Belhassen Trabelsi — a criminal, not a refugee

THE RIVALRY BETWEEN Alberta’s Wildrose and Progressive Conservative parties at several points alluded to another contest, of Canada and Saudi Arabia in the designation of the world’s premier crude-yielding nation. There’s however another contest underway, crude in a differing sense, and concerning the harbouring of Tunisia’s former oppressors and exploiters.

For well over a year, Tunis’ Ben Ali faction has been luxuriously accomodated by the very bosom which once consoled Idi Amin. At the same time, Belhassen Trabelsi has been evading justice in Montreal. A distinction must be made however between the former and latter case. Trabelsi’s extended stay in Canada is a by-product of due process, as his petition for refugee status makes its way through the system. This arrangement, although irksome, is much to be preferred over its Saudi counterpart, grounded in an unapologetic tradition of harbouring career psychopaths. (This charitable tradition of taking in displaced African dictators obtained for decades in France also, only giving way with the arrival of the awful Nesrine Ben Ali and her servants to the appopriately awful destination of Disneyland Paris.)

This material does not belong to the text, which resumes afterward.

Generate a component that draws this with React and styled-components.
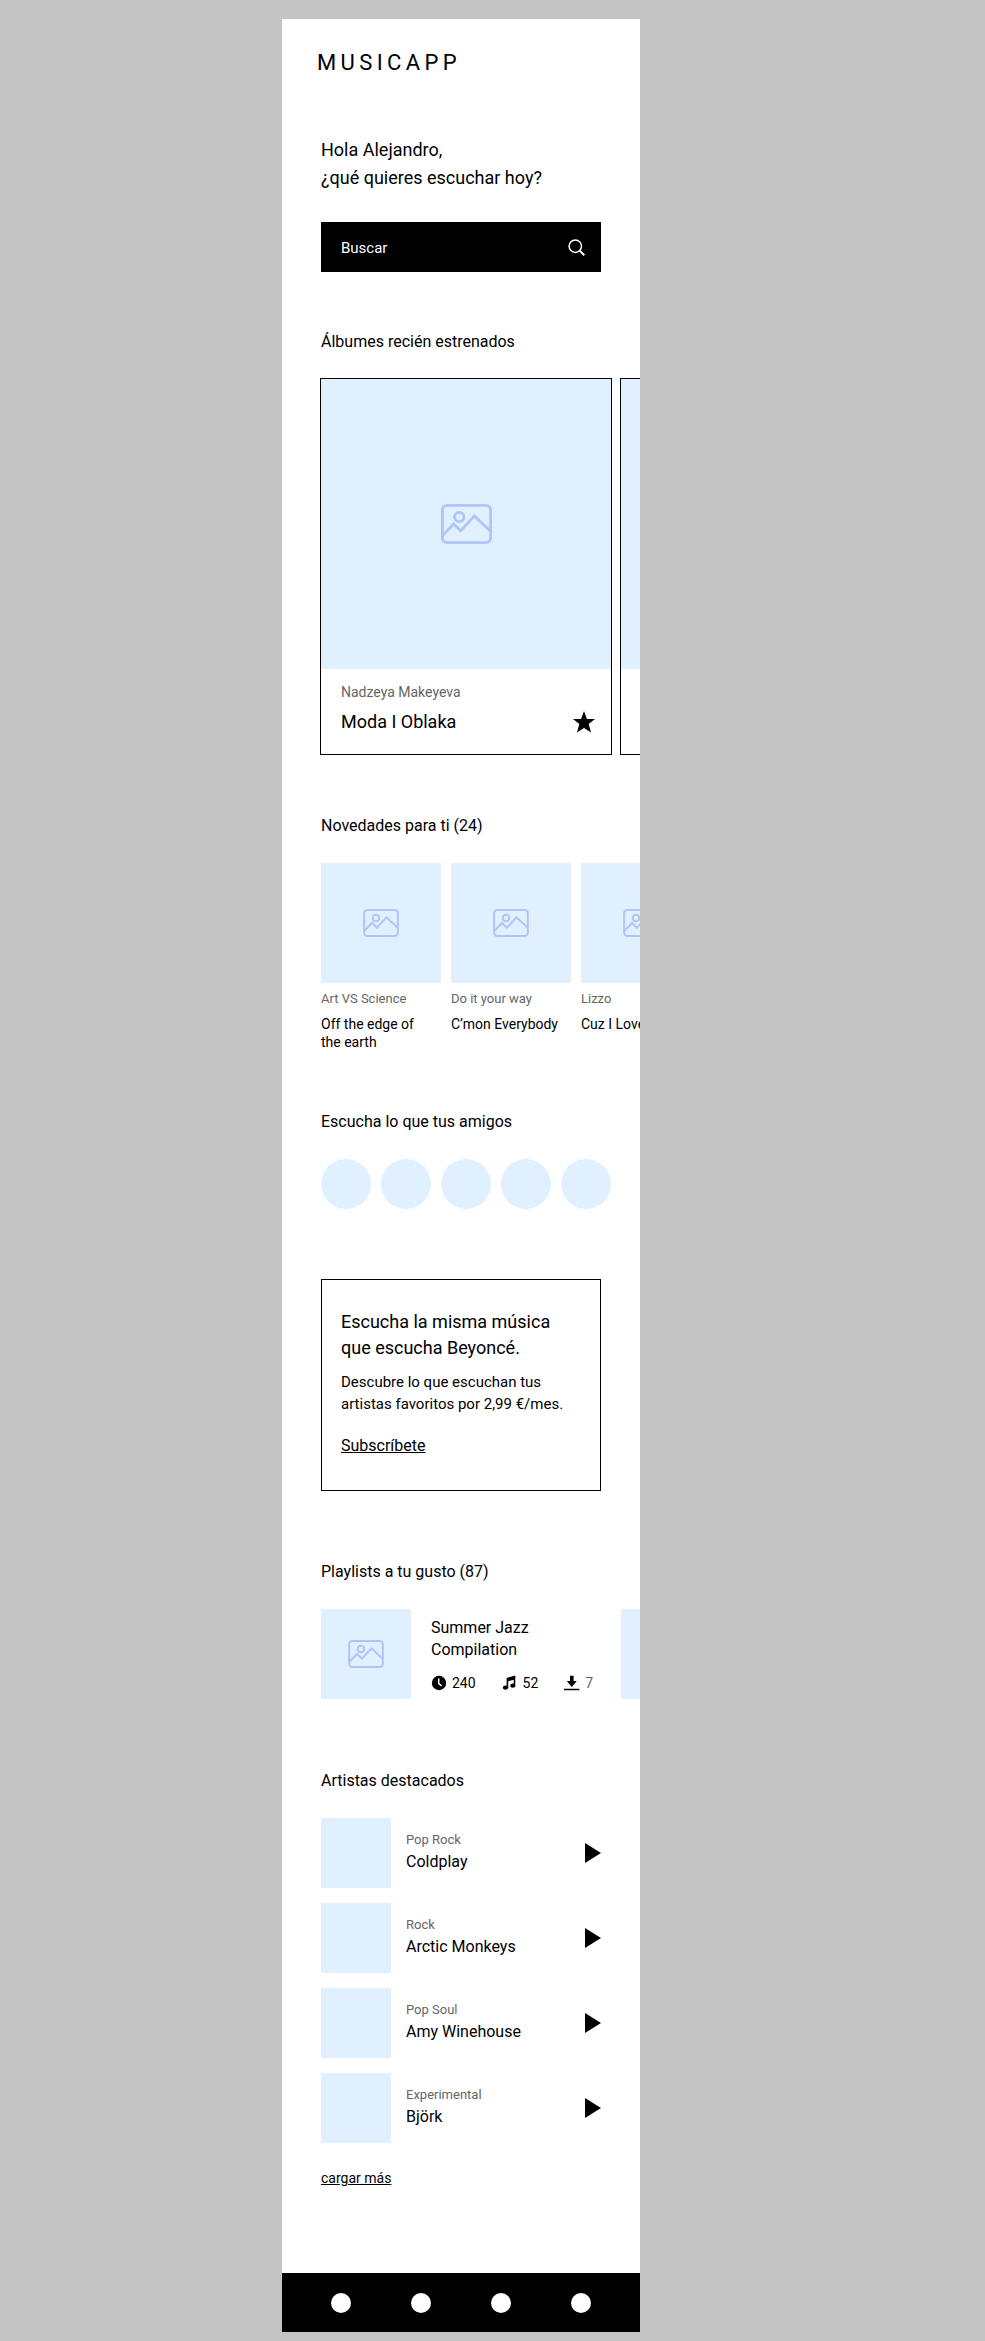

It’s a pity that only a few dozen ex-patriated Tunisians are in Montreal to testify to the crimes of Trabelsi and his base relations. If you find the state-subsidized regal affectations of Minister Oda offensive, imagine living in an impoverished Mafia state whose thuggish presidential in-laws extort one-third of the nation’s economy, while the first lady regularly indulges herself with multi-thousand-dollar shopping sprees, fleeing the country in possession of literally tons of Tunisian gold when the Enough is Enough moment arrives.

The moment in question was of course the Arab Spring, initiated on January 4, 2011, the day that Tunisian merchant Mohamed Bouazizi died from the wounds of his self-immolation. Bullied and humiliated beyond toleration, this hard-working and decent young man reflected back to Tunisians — and many others beside, throughout the Mahgreb and Middle East — the indignities of their treatment by complacent and overfed despots. Bouazizi’s desperate defiance was not only of dictator Zine El Abidine Ben Ali and his state collaborators, but of the Trabelsis. For a year now, one of the principal Tunisian offenders has been living comfortably in Quebec, reposing in the hope of Canada’s good grace.

By all means, let him dwell for a time in this manner as he awaits the outcome of his Immigration and Refugee Board appeal. The upholding of due process is in itself a repudiation of everything that the former Tunisian regime represented. Under Ben Ali and his clan, elections became meaningless. Opposition to, and criticism of, the ruling family was commonly met by intimidation, prison, and torture. How appropriate then that Belhassen Trabelsi should feel the pinch of a transparent, legal, and just process which considers the full range of his crimes and the illegitimacy of his cause, and therafter proceeds accordingly.